An intimate glimpse into how developers work
Because much of the previous studies in this area had been conducted in laboratory settings with made-up programming tasks (e.g., Brandt et al. 2009; Hoffmann et al. 2007), getting to see the very real every-day searches developers make was the most fun and exciting part of the project (and before this comes across as voyeuristic, let me assure you again that the data was fully anonymised!)
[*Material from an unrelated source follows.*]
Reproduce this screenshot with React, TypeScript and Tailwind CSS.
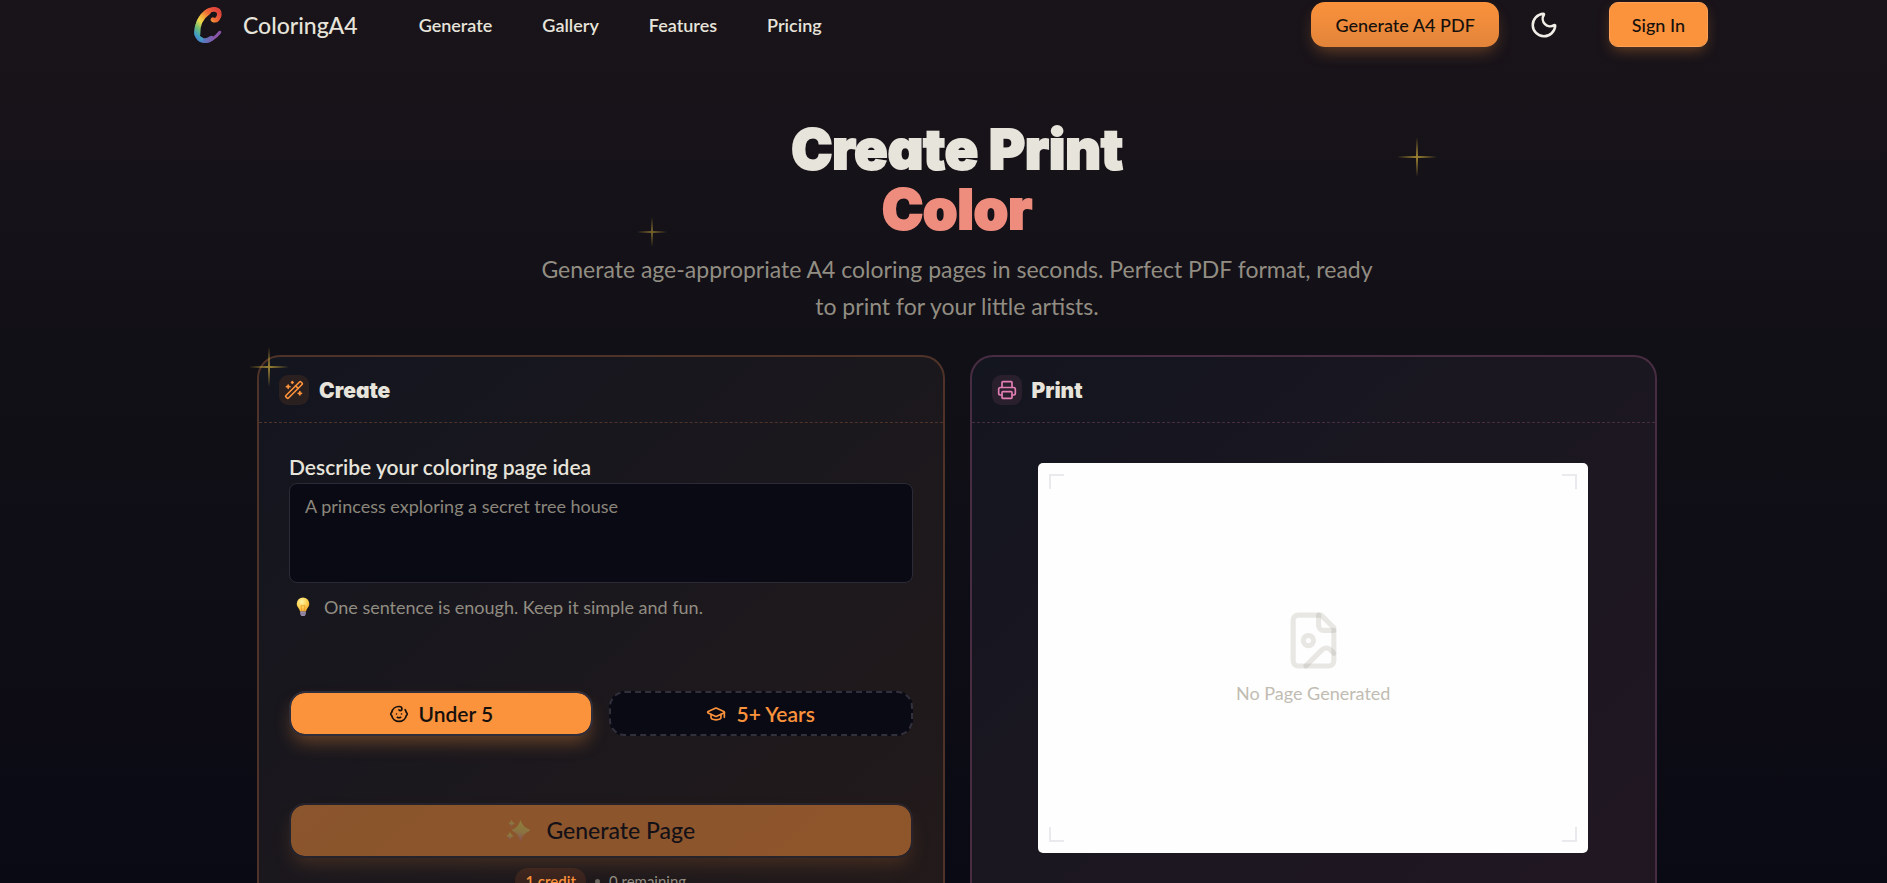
import React, { useState } from "react"
import { Baby, GraduationCap, Moon, Printer, WandSparkles } from "lucide-react"

const navLinks = ["Generate", "Gallery", "Features", "Pricing"]

function Logo() {
  return (
    <svg className="w-9 h-9" viewBox="30 21 108 108" fill="none" strokeLinecap="round">
      <defs>
        <linearGradient id="logo-body" gradientUnits="userSpaceOnUse" x1="122" y1="42" x2="52" y2="120">
          <stop offset="0" stopColor="#e2453c" />
          <stop offset="0.22" stopColor="#ee6a35" />
          <stop offset="0.38" stopColor="#f3a63a" />
          <stop offset="0.55" stopColor="#ecd94c" />
          <stop offset="0.74" stopColor="#6dbb72" />
          <stop offset="0.9" stopColor="#3f9fc4" />
          <stop offset="1" stopColor="#4b7fcb" />
        </linearGradient>
        <linearGradient id="logo-tail" gradientUnits="userSpaceOnUse" x1="56" y1="0" x2="104" y2="0">
          <stop offset="0" stopColor="#4389c9" />
          <stop offset="1" stopColor="#8a55a8" />
        </linearGradient>
      </defs>
      <path d="M58 114C68 128 84 126 96 118S114 104 119 97" stroke="url(#logo-tail)" strokeWidth="9" />
      <path d="M60 117C70 125 84 122 94 115" stroke="url(#logo-tail)" strokeWidth="15" />
      <path
        d="M99 59C109 65 119 52 118 41C117 26 96 23 79 37C60 52 48 78 50 100C51 110 55 115 62 118"
        stroke="url(#logo-body)"
        strokeWidth="14"
      />
      <path d="M84 35C62 50 51 76 52 102" stroke="url(#logo-body)" strokeWidth="18" />
    </svg>
  )
}

function Twinkle({ className }: { className: string }) {
  return (
    <span aria-hidden="true" className={`absolute pointer-events-none ${className}`}>
      <span className="absolute inset-x-0 top-1/2 h-0.5 -translate-y-1/2 bg-linear-to-r from-transparent via-[#d4b03c] to-transparent" />
      <span className="absolute inset-y-0 left-1/2 w-0.5 -translate-x-1/2 bg-linear-to-b from-transparent via-[#d4b03c] to-transparent" />
    </span>
  )
}

function Bulb() {
  return (
    <svg className="w-5 h-5" viewBox="0 0 20 20">
      <defs>
        <radialGradient id="bulb-glass" cx="0.4" cy="0.3" r="0.75">
          <stop offset="0" stopColor="#fff3a8" />
          <stop offset="0.5" stopColor="#fdd458" />
          <stop offset="1" stopColor="#f3a42c" />
        </radialGradient>
      </defs>
      <path
        d="M10 .5a6.3 6.3 0 0 0-6.3 6.3c0 2.6 1.5 3.8 2.5 5.4.5.8.6 1.6.8 2.3h6c.2-.7.3-1.5.8-2.3 1-1.6 2.5-2.8 2.5-5.4A6.3 6.3 0 0 0 10 .5z"
        fill="url(#bulb-glass)"
      />
      <path d="M8.8 14 8 8.5q1 1 2 0 1 1 2 0L11.200 14" fill="none" stroke="#e9952a" strokeWidth="0.8" />
      <path d="M7.200 14.500h5.600v2.600l-1.200 1.900H8.400l-1.200-1.900z" fill="#a99bb8" />
      <path d="M7.200 16.200h5.600M7.800 17.900h4.400" stroke="#6f6182" strokeWidth="0.7" />
    </svg>
  )
}

function Sparkles() {
  return (
    <svg className="w-6 h-6" viewBox="0 0 24 24">
      <defs>
        <linearGradient id="sparkle-fill" x1="0.6" y1="0" x2="0.4" y2="1">
          <stop offset="0" stopColor="#ffe95a" />
          <stop offset="0.55" stopColor="#f7cc66" />
          <stop offset="1" stopColor="#f0829a" />
        </linearGradient>
      </defs>
      <g fill="url(#sparkle-fill)">
        <path d="M14.500 1q2 7 8.800 9.400c1 .4 1 1.200 0 1.600Q16.500 14.500 14.500 23q-2-8.500-7.800-11c-1-.4-1-1.200 0-1.600Q12.500 8 14.500 1z" />
        <path d="M5.500 1q.9 2.800 3.200 3.500Q6.400 5.300 5.500 8.200 4.600 5.300 2.300 4.500 4.600 3.800 5.500 1z" />
        <path d="M4 13q1 3 3.600 3.900Q5 18 4 21q-1-3-3.600-4.100Q3 16 4 13z" />
      </g>
    </svg>
  )
}

function PageIcon() {
  return (
    <svg
      className="w-[61px] h-[61px] text-[#928d7e]/20"
      viewBox="0 0 24 24"
      fill="none"
      stroke="currentColor"
      strokeWidth="2"
      strokeLinecap="round"
      strokeLinejoin="round"
    >
      <path d="M15 2H6a2 2 0 0 0-2 2v16a2 2 0 0 0 2 2h12a2 2 0 0 0 2-2V7Z" />
      <path d="M14 2v4a2 2 0 0 0 2 2h4" />
      <circle cx="10" cy="12" r="2" />
      <path d="m20 17-1.296-1.296a2.410 2.410 0 0 0-3.408 0L9 22" />
    </svg>
  )
}

const displayFont =
  "font-['Inter',sans-serif] font-black [font-feature-settings:'cv11']"

export default function App() {
  const [idea, setIdea] = useState("")

  const handleSubmit = (e: React.FormEvent) => {
    e.preventDefault()
  }

  return (
    <div className="h-screen overflow-y-auto [scrollbar-width:none] pl-[27px] bg-linear-to-b from-[#19141a] via-[#100f16] to-[#0a0a14] font-['Lato',sans-serif] text-[#e7e4db]">
      {/* Header */}
      <header className="mx-auto flex max-w-[1536px] items-center pt-0.5 pr-[17px] pl-px">
        <a href="#" className="flex items-center gap-[17px]">
          <Logo />
          <span className="text-[23px] leading-7 font-medium">ColoringA4</span>
        </a>
        <nav className="ml-[61px] flex gap-[50px]">
          {navLinks.map((link) => (
            <a key={link} href="#" className="text-lg leading-7 font-semibold">
              {link}
            </a>
          ))}
        </nav>
        <div className="ml-auto flex items-center gap-[30px] text-lg font-medium text-[#16100c]">
          <button className="h-[45px] px-6 rounded-[14px] bg-linear-to-b from-[#fb923c] to-[#e2843a] shadow-[0_8px_16px_-4px_rgba(251,146,60,0.35)]">
            Generate A4 PDF
          </button>
          <button aria-label="Toggle theme" className="text-[#f1eee8]">
            <Moon size={30} strokeWidth={2} />
          </button>
          <button className="ml-5 h-[45px] px-[22px] rounded-[9px] border border-[#fca155] bg-[#fb923c] shadow-[0_6px_14px_-3px_rgba(251,146,60,0.35)]">
            Sign In
          </button>
        </div>
      </header>

      <main className="relative mx-auto max-w-[1400px]">
        {/* Hero */}
        <section className="pt-[72px] text-center">
          <h1 className={`text-[55px] leading-[60px] [-webkit-text-stroke:2px_currentColor] ${displayFont}`}>
            <span className="block">Create Print</span>
            <span className="block text-[#ee8c7e]">Color</span>
          </h1>
          <p className="mx-auto mt-3 max-w-[850px] text-[23px] leading-[37px] text-[#928d82]">
            Generate age-appropriate A4 coloring pages in seconds. Perfect PDF format, ready to print for
            your little artists.
          </p>
        </section>

        <Twinkle className="left-[1140px] top-[90px] w-10 h-10 opacity-70" />
        <Twinkle className="left-[380px] top-[170px] w-[30px] h-[30px] opacity-50" />
        <Twinkle className="left-[-8px] top-[300px] w-10 h-10 z-10 opacity-70" />

        <div className="mt-[30px] grid gap-[25px] lg:grid-cols-2">
          {/* Create panel */}
          <section className="rounded-[23px] border-2 border-[#4f3328] bg-linear-to-br from-[#13151f] via-[#1b181d] to-[#231a1a]">
            <div className="flex items-center gap-2.5 border-b border-dashed border-[#4f3328] px-5 pt-[18px] pb-[17px]">
              <span className="flex size-[30px] items-center justify-center rounded-[9px] bg-[#2b2020] text-[#fb923c]">
                <WandSparkles size={20} />
              </span>
              <h2 className={`text-[21px] leading-[29px] ${displayFont}`}>Create</h2>
            </div>
            <form onSubmit={handleSubmit} className="p-[30px] pb-10">
              <label htmlFor="idea" className="block text-[21px] leading-7 font-semibold">
                Describe your coloring page idea
              </label>
              <textarea
                id="idea"
                value={idea}
                onChange={(e) => setIdea(e.target.value)}
                placeholder="A princess exploring a secret tree house"
                className="mt-0.5 block h-[100px] w-full resize-none rounded-lg border border-[#2b2a36] bg-[#0a0a14] px-[15px] py-2 text-lg leading-7 placeholder:text-[#8b867b] focus:outline-none"
              />
              <p className="mt-2.5 flex items-center gap-[11px] px-1 text-lg leading-7 text-[#928d82]">
                <Bulb />
                One sentence is enough. Keep it simple and fun.
              </p>

              <div className="mt-[70px] grid grid-cols-2 gap-4 text-[21px] font-semibold">
                <button
                  type="button"
                  aria-pressed="true"
                  className="flex h-[45px] items-center justify-center gap-2.5 rounded-2xl border-2 border-[#2f2d3a] bg-[#fb923c] bg-clip-padding text-[#16100c] shadow-[0_10px_18px_-4px_rgba(251,146,60,0.35)]"
                >
                  <Baby size={20} />
                  Under 5
                </button>
                <button
                  type="button"
                  aria-pressed="false"
                  className="flex h-[45px] items-center justify-center gap-2.5 rounded-2xl border-2 border-dashed border-[#32303d] bg-[#0a0a14] text-[#fb923c]"
                >
                  <GraduationCap size={20} />
                  5+ Years
                </button>
              </div>

              <button
                type="submit"
                disabled
                className="mt-[67px] flex h-[55px] w-full items-center justify-center gap-4 rounded-2xl border-2 border-[#2f2d3a] bg-[#fb923c] bg-clip-padding text-[23px] font-medium text-[#0a0a14] opacity-50 shadow-[0_10px_18px_-4px_rgba(251,146,60,0.35)]"
              >
                <Sparkles />
                Generate Page
              </button>
              <p className="mt-2.5 flex items-center justify-center gap-[9px] text-[15px] leading-6 text-[#928d82]">
                <span className="rounded-full bg-[#38231d] px-2.5 py-px font-semibold text-[#fb923c]">1 credit</span>
                <span className="size-[5px] rounded-full bg-[#6b675f]" />
                0 remaining
              </p>
            </form>
          </section>

          {/* Print panel */}
          <section className="rounded-[23px] border-2 border-[#482d42] bg-linear-to-br from-[#13151f] via-[#1b1720] to-[#211722]">
            <div className="flex items-center gap-2.5 border-b border-dashed border-[#482d42] px-5 pt-[18px] pb-[17px]">
              <span className="flex size-[30px] items-center justify-center rounded-[9px] bg-[#2a1f2d] text-[#e17fb5]">
                <Printer size={20} />
              </span>
              <h2 className={`text-[21px] leading-[29px] ${displayFont}`}>Print</h2>
            </div>
            <div className="px-[30px] py-10">
              <div className="relative mx-auto flex aspect-[550/390] max-w-[550px] flex-col items-center justify-center rounded-[5px] bg-[#fefefe]">
                <span className="absolute left-[11px] top-[11px] size-[15px] border-l-2 border-t-2 border-[#e9e9ee]" />
                <span className="absolute right-[11px] top-[11px] size-[15px] border-r-2 border-t-2 border-[#e9e9ee]" />
                <span className="absolute bottom-[11px] left-[11px] size-[15px] border-b-2 border-l-2 border-[#e9e9ee]" />
                <span className="absolute bottom-[11px] right-[11px] size-[15px] border-b-2 border-r-2 border-[#e9e9ee]" />
                <PageIcon />
                <p className="mt-2 text-lg leading-7 text-[#c1bcb2]">No Page Generated</p>
              </div>
            </div>
          </section>
        </div>
      </main>
    </div>
  )
}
But a search is only a query until you know what prompted it. At this point, we get a glimpse into the wider context of teamwork…
easing functions examples
To showcase to my fellow developer what easing functions are and to show visual examples.
learning workflows…
I’m programming something in golang, but I don’t have enough familiarity with [it] . . . so I’m implementing an algorithm in python before I attempt to port it over to the golang code.
frustrations…
hook-cron
. . . the documentation online for Drupal 6 is non-existent. In fact, I get an un-styled html page that says ‘File not found’ when I click on the docs… useless.
…and culture:
git --force
Making a nerdy star wars + git joke on slack
In a sense, then, search log analysis can be thought of as a kind of ethnography, where people’s experiences are captured in the wild as they occur. And search is an interesting proxy to those experiences, as, indeed, it is when facing a problem that people usually turn to Google.
So, make a note of the next thing you look up online and consider whether it’s a design opportunity in disguise!
Although it’s been a few years since the study took place, I’d like to once more extend my sincerest thanks to the participants whose searches you see in this article. Thank you for trusting me with such personal data!